Y en medio del polvo del derrumbe, muchos de los agentes fundamentales para impedir que un segundo mandato de Trump sea todavía más trágico están encogidos en posición fetal entre los escombros o dando palos de ciego para ver si encuentran una salida. Alternan las explosiones de ira con la racionalización, el humor negro con la desconexión total de las noticias y, en el caso de los políticos, el estupor con un intento de normalizar lo que no tiene nada de normal.

El desconcierto demócrata

En ningún lugar se ven mejor estas contradicciones como en el Partido Demócrata, donde buena parte de sus representantes políticos se dividen entre aceptar la derrota en algunas materias (los derechos de los inmigrantes irregulares, los solicitantes de asilo o las personas trans...) o dar la batalla asumiendo el relato de que perdieron las elecciones presidenciales principalmente por el descontento económico y nada más. 

No se puede resistir en todo ni contemporizar en todo, pero estas dicotomías están creando momentos absurdos. El gobernador de California, Gavin Newsom, probablemente uno de los candidatos demócratas a suceder a Trump en 2028, se ha encontrado con que la Casa Blanca no le devolvía las llamadas en plena crisis de incendios en California y que no le invitaban a recibir al presidente en su visita al estado la pasada semana. Lejos de enfadarse, se fue al aeropuerto por su cuenta y riesgo, se colocó frente al avión y abrazó a Trump cuando bajó la escalerilla, antes de llenarle de halagos.

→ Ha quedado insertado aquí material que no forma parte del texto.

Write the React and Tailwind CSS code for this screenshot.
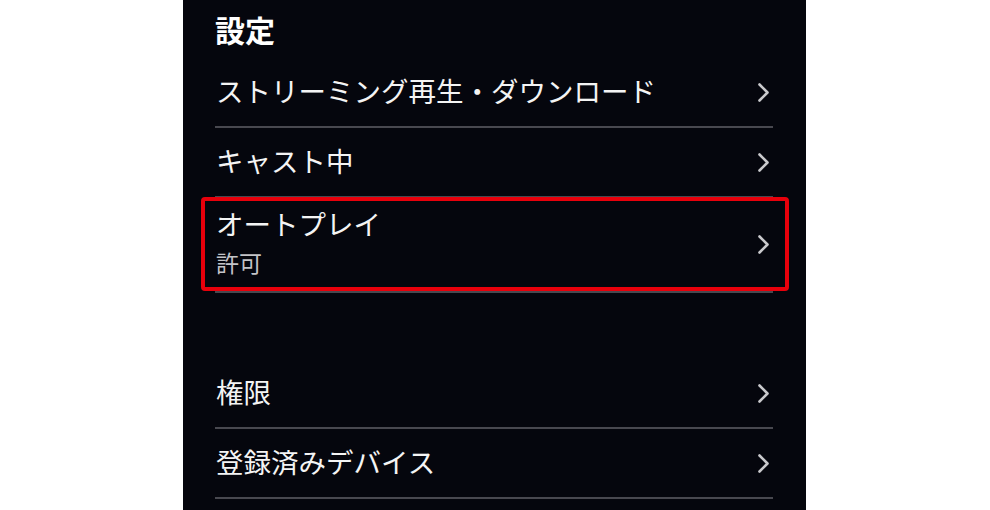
import React from "react";

const Chevron = () => (
  <svg width="13" height="21" viewBox="0 0 13 21" fill="none" className="shrink-0 mr-[3px]">
    <polyline
      points="2.5,2.5 10.5,10.5 2.5,18.5"
      stroke="#c9c9cc"
      strokeWidth="2.6"
      strokeLinecap="round"
      strokeLinejoin="round"
    />
  </svg>
);

const Row = ({ label, sub, tall }) => (
  <div
    className={`flex items-center justify-between border-b-2 border-[#48484f] ${
      tall ? "h-[95px]" : "h-[70px]"
    }`}
  >
    <div className="pl-[1px] mb-[4px]">
      <div className="text-[27.5px] leading-[36px] text-[#f4f4f4]">{label}</div>
      {sub && <div className="mt-[3px] text-[23px] leading-[36px] text-[#c4c4c8]">{sub}</div>}
    </div>
    <Chevron />
  </div>
);

export default function App() {
  return (
    <div
      className="w-[990px] h-[510px] bg-white flex justify-center overflow-hidden"
      style={{ fontFamily: '"Noto Sans CJK JP", "Noto Sans", sans-serif' }}
    >
      <div className="w-[623px] h-full bg-[#05060d] -ml-[1px] pl-[32px] pr-[33px]">
        <div className="h-[58px] pt-[9px] text-[30px] leading-[40px] font-bold text-white">
          設定
        </div>
        <Row label="ストリーミング再生・ダウンロード" />
        <Row label="キャスト中" />
        <div className="relative">
          <Row label="オートプレイ" sub="許可" tall />
          {/* highlight frame */}
          <div className="absolute -left-[14px] -right-[16px] -top-[1px] bottom-[2px] border-4 border-[#e8000b] rounded-[4px]" />
        </div>
        <div className="h-[66px]" />
        <Row label="権限" />
        <Row label="登録済みデバイス" />
      </div>
    </div>
  );
}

El senador hispano Rubén Gallego, demócrata e hijo de inmigrantes, está trabajando con la nueva Administración Trump para “asegurar la frontera” con medidas que incluyen el encarcelamiento preventivo de inmigrantes sin papeles cuando son acusados de un crimen menor, porque cree que su partido está desconectado de lo que piensan los propios votantes latinos al respecto. Eso en la misma semana en que el presidente ha facilitado que se hagan redadas para deportar a cualquier migrante sin papeles en escuelas, iglesias y centros médicos.

Bajo el tsunami de Trump

Los representantes demócratas y la sociedad en general se encuentran además con un problema ya conocido del primer mandato de Trump: priorizar y decidir en qué temas quieren dar la batalla y cuáles dejar pasar. Puede parecer una cuestión menor, pero la primera semana de Trump en la Casa Blanca demuestra que reaccionar a cada tuit, a cada escándalo, a cada anuncio preocupante supone no hacer nada aparte de reaccionar.

¿Por dónde empezar? ¿Por los indultos a los que asaltaron violentamente el Capitolio o por los de los que acosaban a mujeres a las puertas de las clínicas adoptivas? ¿Por el despido ilegal de los inspectores anticorrupción de 12 ministerios? ¿Por la retirada de la escolta a funcionarios amenazados de muerte? ¿Por la suspensión de toda la ayuda al desarrollo? ¿Por la idea de expulsar de Gaza a toda la población? ¿Por el anunciado cierre de la oficina del Pentágono que trata de minimizar las muertes de civiles? Todos son escándalos y, sin embargo, si todos los días hay un escándalo o diez ya nadie se sobresalta.

No hay un buen libro de instrucciones para lidiar con Trump, pero incluso la hiperactividad de caer en todas sus trampas parece preferible a la apatía con la que la oposición ha recibido sus primeros días en el gobierno. El presidente ha aprendido mucho de su primer mandato, a tener planes más claros y ser más efectivo al llevarlos a cabo, pero está por ver si sus rivales aprendieron algo de provecho o simplemente pensaron que aquel accidente del destino jamás volvería a repetirse.